Greg Melich - Analyst
So if you took the 55 bps, it might have been 20, 25 bps purchase accounting in the third quarter; it might be 10 bps in the fourth quarter and then fade?
Bob Hull - CFO
That's a good way to think about it.
Greg Melich - Analyst
Conceptually.
And then second, I think it ties into -- and, Mike, it was great to hear your thoughts about the new role and things to focus on -- as we look at the quarter and how the traffic improved, is it fair to say that the improvement in the comp, if you back out the weather, was more traffic or ticket-driven and, Mike, if you think about the chief customer role and you mentioned omnichannel, how do you view that in terms of a way to drive traffic and transaction counts as you think into not just the fourth quarter but next year?
Mike McDermott - Chief Customer Officer
Well, I think we will continue to focus on a balance between traffic and ticket utilizing all of our omnichannel resources.
So when I think about the role of Chief Customer Officer, it really is to balance those two things, leveraging all the tools at our disposal.
Greg Melich - Analyst
And on the traffic improvement that you have seen since the summer, is it fair to say that the comp improvement was all traffic, or was there ticket and traffic in that?

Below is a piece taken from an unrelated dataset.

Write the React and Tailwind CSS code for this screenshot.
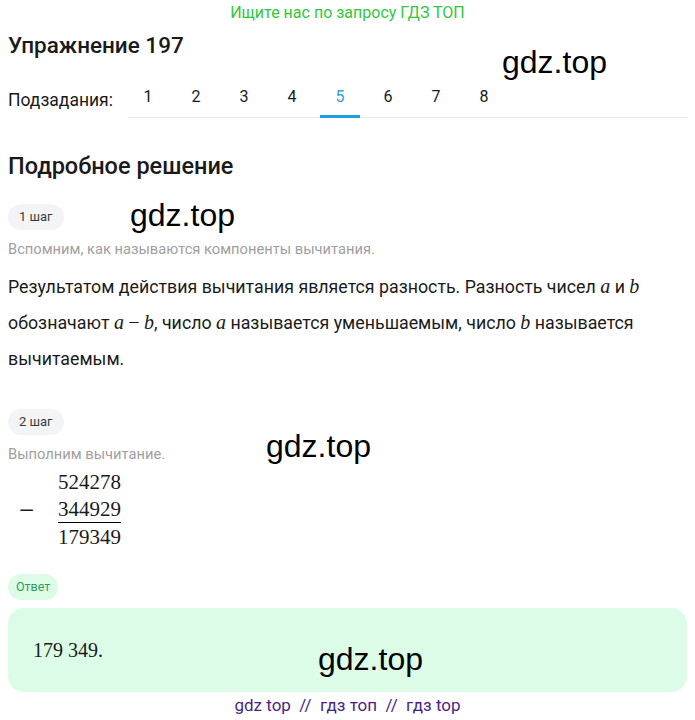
import React from 'react';

const tabs = ['1', '2', '3', '4', '5', '6', '7', '8'];

const Watermark = ({ className }) => (
  <div className={`absolute text-[32px] leading-none text-black font-['Liberation_Sans',Arial,sans-serif] pointer-events-none ${className}`}>
    gdz.top
  </div>
);

const Pill = ({ children, green }) => (
  <span
    className={`inline-flex items-center h-[26px] rounded-full ${
      green ? 'px-[8px] text-[12.5px] bg-[#dcfce7] text-[#2f9e5a]' : 'px-[11px] text-[13px] bg-[#f3f4f6] text-[#3a3a3a]'
    }`}
  >
    {children}
  </span>
);

// inline math, KaTeX-like
const M = ({ children, upright }) => (
  <span className={`font-['Liberation_Serif',serif] text-[20px] leading-[20px] ${upright ? '' : 'italic'}`}>{children}</span>
);

export default function App() {
  return (
    <div className="relative w-[695px] h-[720px] bg-white overflow-hidden font-['Roboto','Noto_Sans',sans-serif] text-[#1a1a1a]">
      <div className="h-[25px] flex items-center justify-center text-[16px] text-[#2fc83c]">
        Ищите нас по запросу ГДЗ ТОП
      </div>

      <div className="px-2">
        <h1 className="mt-[8px] text-[22.5px] font-medium leading-[24px]">Упражнение 197</h1>

        <div className="mt-[30px] flex items-end">
          <div className="w-[120px] text-[17.5px] pb-[8px] leading-[20px]">Подзадания:</div>
          <div className="flex-1 flex gap-2 border-b border-[#e5e7eb]">
            {tabs.map((t) => (
              <div
                key={t}
                className={`w-10 text-center text-[16px] leading-[20px] pb-[8px] border-b-[3px] -mb-px ${
                  t === '5' ? 'text-[#3b9bd0] border-[#1ea0dc]' : 'border-transparent'
                }`}
              >
                {t}
              </div>
            ))}
          </div>
        </div>

        <h2 className="mt-[36px] text-[23.5px] font-medium leading-[24px]">Подробное решение</h2>

        <div className="mt-[26px]">
          <Pill>1 шаг</Pill>
        </div>
        <p className="mt-[9px] text-[14.7px] text-[#a0a0a0] leading-[20px]">
          Вспомним, как называются компоненты вычитания.
        </p>
        <p className="mt-[10px] text-[17.8px] leading-[36px]">
          Результатом действия вычитания является разность. Разность чисел <M>a</M> и <M>b</M>{' '}
          обозначают <M>a</M> <M upright>−</M> <M>b</M>, число <M>a</M> называется
          уменьшаемым, число <M>b</M> называется вычитаемым.
        </p>

        <div className="mt-[32px]">
          <Pill>2 шаг</Pill>
        </div>
        <p className="mt-[9px] text-[14.7px] text-[#a0a0a0] leading-[20px]">Выполним вычитание.</p>

        <div className="mt-[5px] flex items-center font-['Liberation_Serif',serif] text-[21px] leading-[27px]">
          <div className="w-[50px] pl-[11px] text-[27px] leading-[27px]">−</div>
          <div className="flex flex-col">
            <span>524278</span>
            <span className="border-b border-black leading-[26px] mb-[1px]">344929</span>
            <span>179349</span>
          </div>
        </div>

        <div className="mt-[23px]">
          <Pill green>Ответ</Pill>
        </div>
        <div className="mt-[8px] h-[84px] rounded-[16px] bg-[#dcfce7] px-[25px] pt-[27px]">
          <span className="font-['Liberation_Serif',serif] text-[20px]">179 349.</span>
        </div>

        <div className="mt-px text-center text-[17px] text-[#4b1f86]">
          gdz top&nbsp; //&nbsp; гдз топ&nbsp; //&nbsp; гдз top
        </div>
      </div>

      <Watermark className="left-[502px] top-[46px]" />
      <Watermark className="left-[130px] top-[199px]" />
      <Watermark className="left-[266px] top-[430px]" />
      <Watermark className="left-[318px] top-[643px]" />
    </div>
  );
}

Mike McDermott - Chief Customer Officer
It was both ticket and traffic in that improvement.
Greg Melich - Analyst
Great, thanks.
Good luck.
Robert Niblock - Chairman, President & CEO
Thanks and as always, thanks for your continued interest in Lowe's.
We look forward to speaking with you again when we report our fourth-quarter results on Wednesday, March 1. Have a great day.
Operator
Ladies and gentlemen, this concludes today's call.
Thank you all for joining and you may now disconnect.